Data section:
# # # # # # #

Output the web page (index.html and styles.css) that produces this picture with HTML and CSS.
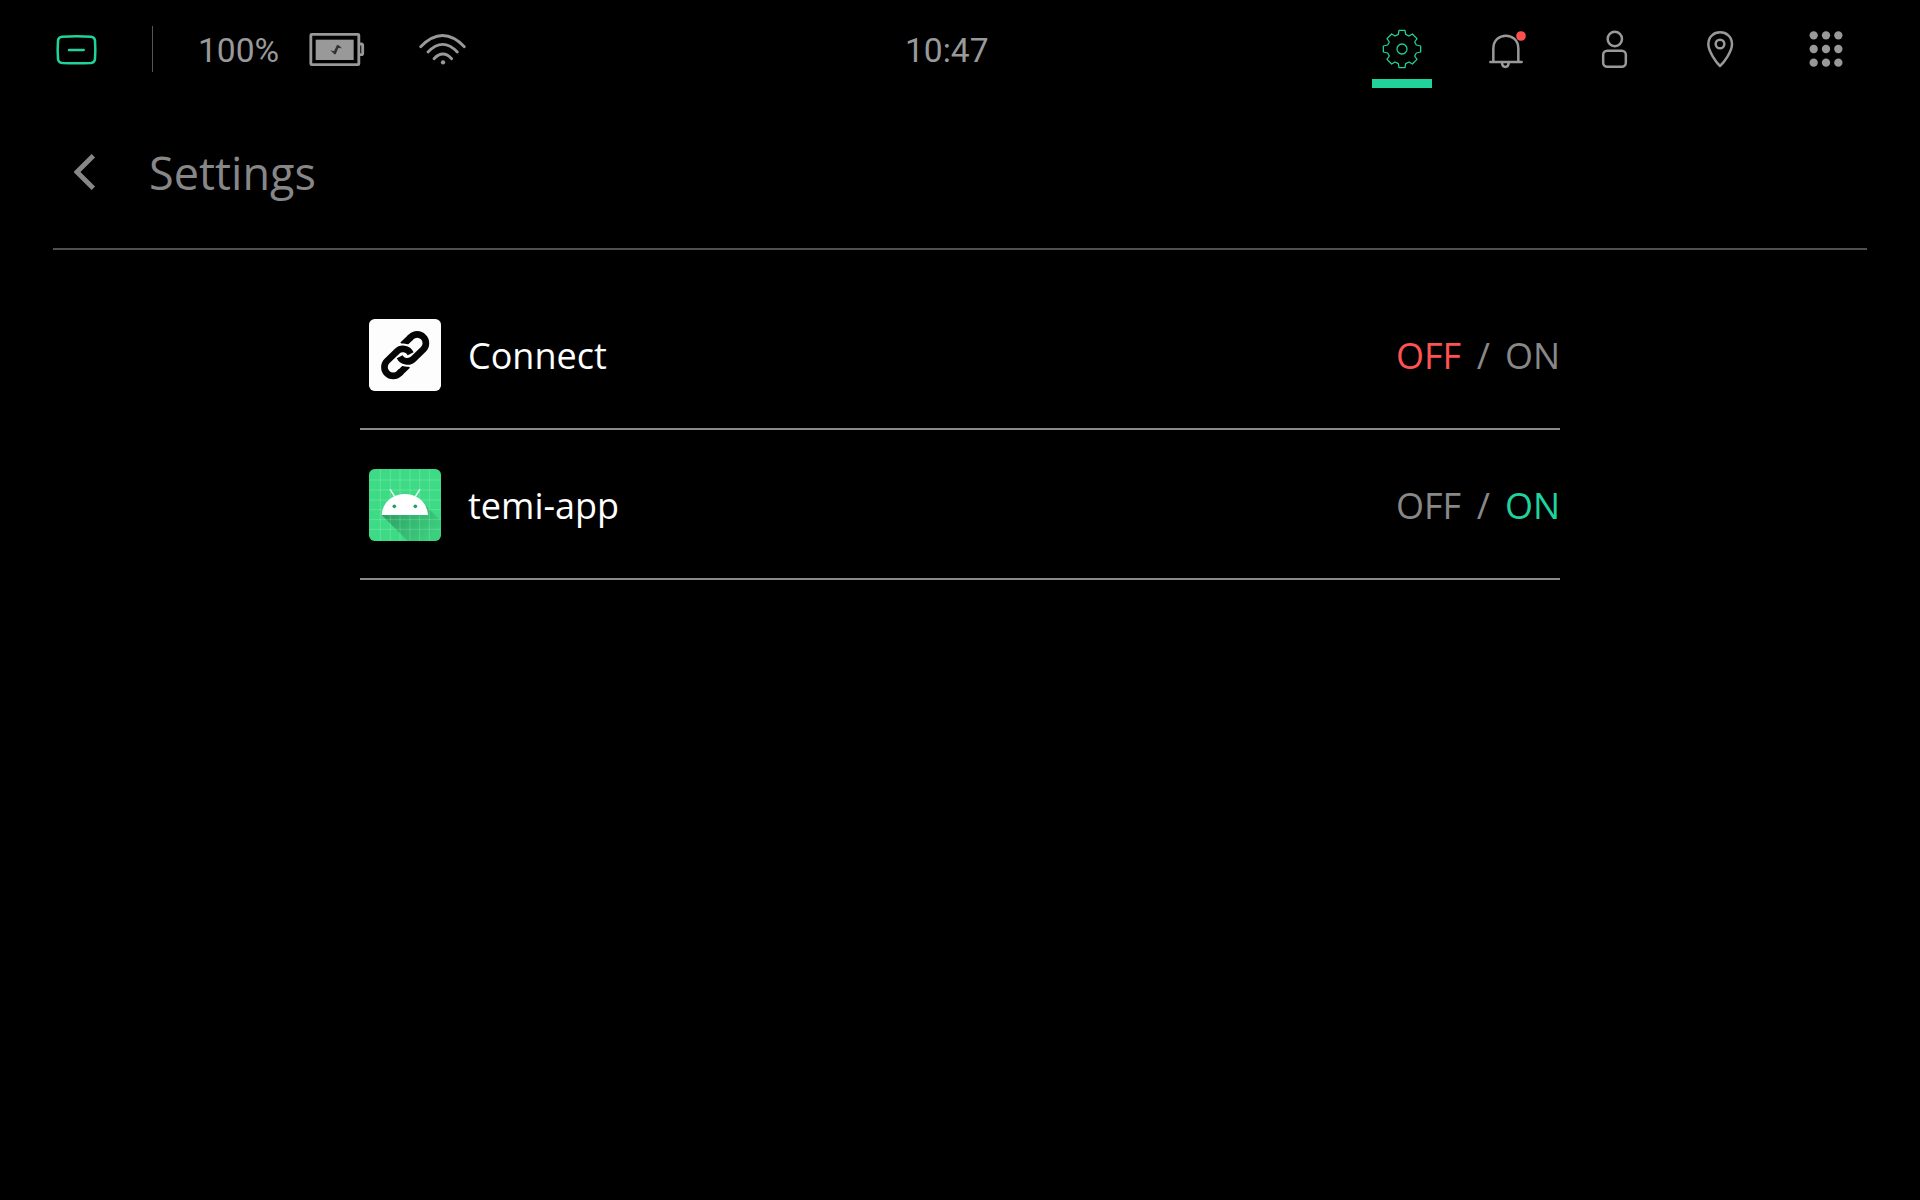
FILE: index.html
```html
<!DOCTYPE html>
<html lang="en">
<head>
<meta charset="utf-8">
<title>Settings</title>
<link rel="stylesheet" href="styles.css">
</head>
<body>
<header class="status-bar">
  <svg class="icon robot" viewBox="18 0 180 180" aria-hidden="true"><path d="M67 50Q110 47 153 50Q164 51 165 62Q167 90 165 117Q164 128 153 129Q110 131 67 129Q55 128 54 117Q52 90 54 62Q55 51 67 50ZM87 90H131"/></svg>
  <span class="divider"></span>
  <span class="battery-level">100%</span>
  <svg class="battery" viewBox="30 0 216 180" aria-hidden="true">
    <rect class="line" x="62.500" y="43" width="144" height="91" rx="3"/>
    <path class="line" d="M208 72H216L218 74V102L216 104H208"/>
    <rect class="fill" x="77" y="59" width="114" height="61"/>
    <path class="bolt" d="M121 91L132 94L141 75H145L156 85L145 84L137 103H133Z"/>
  </svg>
  <svg class="icon wifi" viewBox="366 0 180 180" aria-hidden="true"><path class="line" d="M392 80Q458 13 523 80M414 96Q458 50 502 96M432 116Q459 88 485 116"/><circle class="fill" cx="459" cy="127" r="6.500"/></svg>
  <time class="clock">10:47</time>
  <nav class="tabs">
    <a class="tab active"><svg class="icon gear" viewBox="36 0 180 180" aria-hidden="true"><g transform="translate(126 87)"><path d="M-9-56H9L11-44L21-39L31-45L45-31L38-21L43-12L56-9V9L43 12L38 21L45 31L31 45L21 39L11 44L9 56H-9L-11 44L-21 39L-31 45L-45 31L-38 21L-43 12L-56 9V-9L-43-12L-38-21L-45-31L-31-45L-21-39L-11-44Z"/><circle r="15"/></g></svg></a>
    <a class="tab"><svg class="icon" viewBox="354 0 180 180" aria-hidden="true"><path class="line" d="M400 125V86C400 34 475 34 475 86V125M391 126H485M426 129C427 145 445 145 446 129"/><circle class="alert" cx="483" cy="48" r="14.500"/></svg></a>
    <a class="tab"><svg class="icon" viewBox="12 0 180 180" aria-hidden="true"><circle class="line" cx="104.500" cy="57" r="21.500"/><rect class="line" x="69.500" y="92.500" width="68" height="48" rx="12"/></svg></a>
    <a class="tab"><svg class="icon" viewBox="330 0 180 180" aria-hidden="true"><path class="line" d="M420 138C408 126 385 94 385 73C385 25 456 25 456 73C456 94 433 126 420 138Z"/><circle class="line" cx="420" cy="72" r="13"/></svg></a>
    <a class="tab"><svg class="icon" viewBox="648 0 180 180" aria-hidden="true"><g class="fill"><circle cx="701" cy="46" r="12.500"/><circle cx="738" cy="46" r="12.500"/><circle cx="775" cy="46" r="12.500"/><circle cx="701" cy="87" r="12.500"/><circle cx="738" cy="87" r="12.500"/><circle cx="775" cy="87" r="12.500"/><circle cx="701" cy="128" r="12.500"/><circle cx="738" cy="128" r="12.500"/><circle cx="775" cy="128" r="12.500"/></g></svg></a>
  </nav>
</header>
<div class="title-bar">
  <svg class="back" viewBox="0 0 66 108" aria-hidden="true"><path d="M58 5L9 54L58 103"/></svg>
  <h1>Settings</h1>
</div>
<main class="apps">
  <div class="app">
    <svg class="app-icon" viewBox="57 27 216 216" aria-hidden="true"><rect x="57" y="27" width="216" height="216" rx="17" fill="#fdfdfd"/><g class="chain"><path d="M158 105L183 81M173 166L148 190"/><path class="gap" d="M141 124A26 26 0 0 1 176 121M190 147A26 26 0 0 1 155 150"/><path d="M178 86L183 81A26 26 0 0 1 220 118L190 147A26 26 0 0 1 149 140"/><path d="M153 185L148 190A26 26 0 0 1 111 153L141 124A26 26 0 0 1 182 131"/></g></svg>
    <span class="name">Connect</span>
    <span class="switch"><span class="off selected">OFF</span><span class="slash">/</span><span class="on">ON</span></span>
  </div>
  <div class="app">
    <svg class="app-icon" viewBox="57 27 216 216" aria-hidden="true">
      <defs><linearGradient id="shade" gradientUnits="userSpaceOnUse" x1="130" y1="145" x2="230" y2="245"><stop offset="0" stop-opacity=".26"/><stop offset="1" stop-opacity=".05"/></linearGradient></defs>
      <rect x="57" y="27" width="216" height="216" rx="17" fill="#3ddb85"/>
      <path d="M95 165L173 243H256Q273 243 273 226V183L226 136Z" fill="url(#shade)"/>
      <path class="mesh" d="M91 27V243M121 27V243M150 27V243M180 27V243M209 27V243M238 27V243M57 60H273M57 90H273M57 120H273M57 149H273M57 179H273M57 208H273"/>
      <path d="M95 165C101 81 228 81 234 165Z" fill="#fff"/>
      <path class="antenna" d="M121 89L134 110M209 89L196 110"/>
      <circle cx="133" cy="139" r="5.500" fill="#249e62"/><circle cx="196" cy="139" r="5.500" fill="#249e62"/>
    </svg>
    <span class="name">temi-app</span>
    <span class="switch"><span class="off">OFF</span><span class="slash">/</span><span class="on selected">ON</span></span>
  </div>
</main>
</body>
</html>
```
FILE: styles.css
```css
* { box-sizing: border-box; }
body {
  margin: 0;
  height: 1200px;
  overflow: hidden;
  background: #000;
  color: #fff;
  font-family: "Open Sans", "Noto Sans", sans-serif;
}
svg { display: block; flex: none; }

.status-bar {
  display: flex;
  align-items: center;
  height: 100px;
  padding: 0 64px 0 46px;
  color: #999;
  font: 33.6px/40px Roboto, sans-serif;
}
.icon { width: 60px; height: 60px; }
.line { fill: none; stroke: #999; stroke-width: 7.5; stroke-linecap: round; stroke-linejoin: round; }
.fill { fill: #999; }
.robot, .gear { fill: none; stroke: #20d39b; stroke-linecap: round; stroke-linejoin: round; }
.robot { stroke-width: 7.5; }
.gear { stroke-width: 3.8; }
.divider { width: 1px; height: 46px; margin: 0 45px 2px 46px; background: #555; }
.battery-level { width: 102px; padding-top: 2px; }
.battery { width: 72px; height: 60px; }
.battery .line { stroke-width: 8.5; }
.bolt { fill: #333; }
.wifi { margin-left: 40px; }
.wifi .line { stroke-width: 8.5; }
.clock { margin-left: 433px; padding-top: 2px; }
.tabs { display: flex; gap: 46px; margin-left: auto; }
.tab { position: relative; }
.tab.active::after {
  content: "";
  position: absolute;
  left: 0;
  top: 59px;
  width: 60px;
  height: 9px;
  background: #20d39b;
}
.alert { fill: #ff4f4f; }

.title-bar {
  display: flex;
  align-items: center;
  height: 150px;
  margin: 0 53px;
  padding: 0 0 3px 21px;
  border-bottom: 2px solid #505050;
  color: #878787;
}
.back { width: 22px; height: 36px; margin-bottom: 1px; fill: none; stroke: #878787; stroke-width: 14.5; }
h1 { margin: 0 0 0 53px; font-size: 45px; line-height: 64px; font-weight: 400; }

.apps { width: 1200px; margin: 30px auto 0; }
.app {
  display: flex;
  align-items: center;
  height: 150px;
  padding: 2px 0 0 9px;
  border-bottom: 2px solid #8a8a8a;
  font-size: 36px;
  line-height: 50px;
}
.app-icon { width: 72px; height: 72px; }
.chain { fill: none; stroke: #050505; stroke-width: 20; }
.chain .gap { stroke: #fdfdfd; stroke-width: 30; }
.mesh { fill: none; stroke: #fff; stroke-width: 2.5; opacity: .22; }
.antenna { fill: none; stroke: #e9fbf1; stroke-width: 4.5; stroke-linecap: round; }
.name { margin-left: 27px; padding-top: 2px; }
.switch { display: flex; margin-left: auto; padding-top: 2px; color: #888; }
.slash { margin: 0 15px 0 15.500px; }
.off.selected { color: #ff5252; }
.on.selected { color: #20d39b; }
```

# # # # # # #

Goal: Tell how many lines hold the string "styles", giving the number and nothing else.

Task result: 3